Hunters Hill Council takes steps to move on large flying fox colony at Riverglade Reserve
It’s one of Sydney most expensive suburbs — and residents have made it clear: noisy bats are not welcome in their neighbourhood.
Residents in an exclusive Sydney suburb are pushing for a large colony of bats to be moved out of their expensive neighbourhood as years of all-night screeching and an “intolerable” smell from droppings take their toll.
Hunters Hill councillors have unanimously voted to take the first steps to relocate an estimated 10,000-strong population of threatened flying foxes at Riverglade Reserve in Huntleys Cove.
Deputy Mayor Ben Collins said the bats “don’t belong” in the streets of Hunters Hill.
“Thousands of bats have made Riverglade Reserve their home — and it doesn’t seem that they have any intention of moving,” the Liberal councillor said.
“They come back here to eat and sleep, but they don’t seem to sleep quietly. There’s a lot of screeching.
“Bats are very important for the environment, but they just don’t belong here in the residential area.”

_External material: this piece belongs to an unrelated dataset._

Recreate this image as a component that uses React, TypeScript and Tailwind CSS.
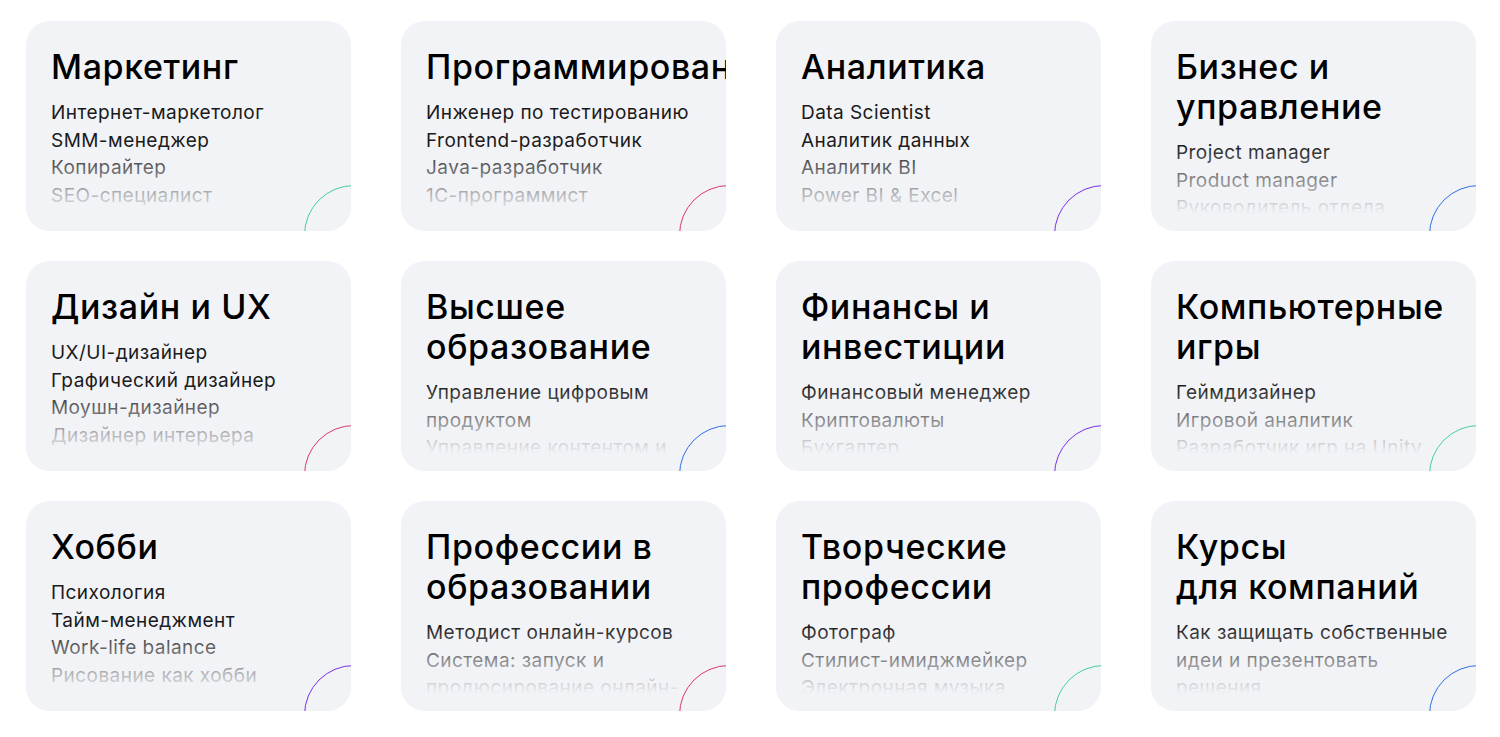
import React from "react";

type Card = {
  title: React.ReactNode;
  items: string[];
  ring: string;
};

const cards: Card[] = [
  { title: "Маркетинг", items: ["Интернет-маркетолог", "SMM-менеджер", "Копирайтер", "SEO-специалист", "Таргетолог"], ring: "border-[#45cf98]" },
  { title: "Программирование", items: ["Инженер по тестированию", "Frontend-разработчик", "Java-разработчик", "1С-программист", "Python-разработчик"], ring: "border-[#d9376e]" },
  { title: "Аналитика", items: ["Data Scientist", "Аналитик данных", "Аналитик BI", "Power BI & Excel", "Системный аналитик"], ring: "border-[#7b2ee6]" },
  { title: "Бизнес и управление", items: ["Project manager", "Product manager", "Руководитель отдела", "HR-менеджер"], ring: "border-[#2f6fe4]" },
  { title: "Дизайн и UX", items: ["UX/UI-дизайнер", "Графический дизайнер", "Моушн-дизайнер", "Дизайнер интерьера", "Веб-дизайнер"], ring: "border-[#d9376e]" },
  { title: "Высшее образование", items: ["Управление цифровым продуктом", "Управление контентом и медиа", "Бакалавриат"], ring: "border-[#2f6fe4]" },
  { title: "Финансы и инвестиции", items: ["Финансовый менеджер", "Криптовалюты", "Бухгалтер", "Инвестиции"], ring: "border-[#7b2ee6]" },
  { title: "Компьютерные игры", items: ["Геймдизайнер", "Игровой аналитик", "Разработчик игр на Unity", "3D-художник"], ring: "border-[#45cf98]" },
  { title: "Хобби", items: ["Психология", "Тайм-менеджмент", "Work-life balance", "Рисование как хобби", "Фотография"], ring: "border-[#7b2ee6]" },
  { title: "Профессии в образовании", items: ["Методист онлайн-курсов", "Система: запуск и продюсирование онлайн-школы"], ring: "border-[#d9376e]" },
  { title: "Творческие профессии", items: ["Фотограф", "Стилист-имиджмейкер", "Электронная музыка", "Актёрское мастерство"], ring: "border-[#45cf98]" },
  {
    title: (
      <>
        Курсы
        <br />
        для компаний
      </>
    ),
    items: ["Как защищать собственные идеи и презентовать решения"],
    ring: "border-[#2f6fe4]",
  },
];

function CourseCard({ title, items, ring }: Card) {
  return (
    <div className="relative h-[210px] overflow-hidden rounded-[24px] bg-[#f2f3f7] pt-[26px] pl-[25px] pr-[12px]">
      <h3 className="text-[34px] leading-[40px] font-medium tracking-[0.6px] text-black">{title}</h3>
      <ul className="mt-[12px] text-[19px] leading-[27.5px] tracking-[0.45px] text-[#1a1a1a]">
        {items.map((item) => (
          <li key={item}>{item}</li>
        ))}
      </ul>
      <div className="pointer-events-none absolute inset-x-0 top-[124px] bottom-0 bg-[linear-gradient(to_bottom,rgba(242,243,247,0)_0px,#f2f3f7_69px)]" />
      <div className={`absolute -right-[53px] -bottom-[54px] h-[100px] w-[100px] rounded-full border-[1.5px] ${ring}`} />
    </div>
  );
}

export default function App() {
  return (
    <div className="min-h-[737px] bg-white font-['Inter','Noto_Sans',sans-serif]">
      <div className="grid w-[1476px] grid-cols-4 gap-x-[50px] gap-y-[30px] pt-[21px] pl-[26px]">
        {cards.map((c, i) => (
          <CourseCard key={i} {...c} />
        ))}
      </div>
    </div>
  );
}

Independent councillor Elizabeth Krassoi, who has lived near the colony since the flying foxes moved in six years ago, said the piercing noise made it tough to sleep.
“I get woken up at 4am by the sound of the bats,” Cr Krassoi said. “And it’s even worse in summer. The numbers have grown and grown and grown — and it’s not just the noise, but the smell is intolerable, to the point where it’s eye-watering.
“They are pooing in pools — and the hillside (trees) has been decimated by the bats, and the water quality (at Tarban Creek) has suffered.
“They are bushland pollinators, so they are critical to the environment. But we have to pull their numbers back here.”
While some residents have raised concerns to council about the flying foxes’ welfare, others are fed up with the constant screeching.
One resident said the noise was driving her family “mad”.
“I can tell you the noise is unbearable some days,” the resident, who asked not to be named, said. “I’ll be glad if council does something to move them on.”
Bat whisperer Tim Pearson conceded that living close to a bat colony could be annoying.
“I love them dearly, but it’s not easy living next to a camp of bats,” he said.
However, the wildlife ecologist, who has worked with bats for nearly two decades, said council’s bid to move the flying foxes on was “an exercise in futility”.
“They will just move down the road to where there is more food availability, or probably just come back,” Mr Pearson, who is chair of not-for-profit organisation Sydney Bats, said.
“Realistically, it’s a case of better tree maintenance, educating residents about flying foxes, and councils can also get subsidies for residents to put in insulation and double glazing, making it easier to live with them.
“Short of turning Sydney into Shanghai, we’ll have to get used to living with them.”
Hunters Hill’s draft Tarban Creek Flying Fox Camp Management Plan will be on public exhibition until July 25.
‘CURIOUS, GENTLE, INTELLIGENT’
Tim Pearson says the reputation of flying foxes as serial pests is unfair.
“I’ve been working with bats since 2004 and they are not trying to harm anyone. They get a really bad rap with their noise and smell,” the wildlife ecologist, who is doing a PhD into the threatened species, said.
He likened the noise of a bat colony to that of “a thousand people talking to each other in a food court at a shopping centre”.
“The noise is simply the animals communicating,” Mr Pearson said. “They are just talking and arguing with each other; some of the boys are saying how bad some of the girls are; and the girls are saying ‘not in this lifetime’,” he added with a laugh.
“They are wild animals, of course, but when you work with them they are curious, gentle and intelligent.”
He said bats were known to travels hundreds of kilometres at night for food.
“We’ve tracked one bat flying 350km in one night — and they have a cruising speed of about 40km/h,” he said. “This is all about finding food as they try to survive.”
Mr Pearson it was difficult to estimate the population of flying foxes across Greater Sydney.
“In effect, there is one population of flying foxes right up and down the coast. Basically the population is fluid, depending on where the food is,” he said.
“We’ve seen instances in Gordon, for example, where one night there’s 20,000 of these animals and the next night there’s none.
“We believe that the population is at best stable across the Sydney Basin, but probably in a slow decline. They are threatened species, but not endangered.”
There are 350 known flying-fox camps along the eastern seaboard of Australia.
There are several across Sydney, including at Centennial Park, Avalon, Warriewood, Balgowlah, Gordon, Parramatta Park, Clyde, Huntleys Cove, Wolli Creek, Kareela, Macquarie Fields and Emu Plains.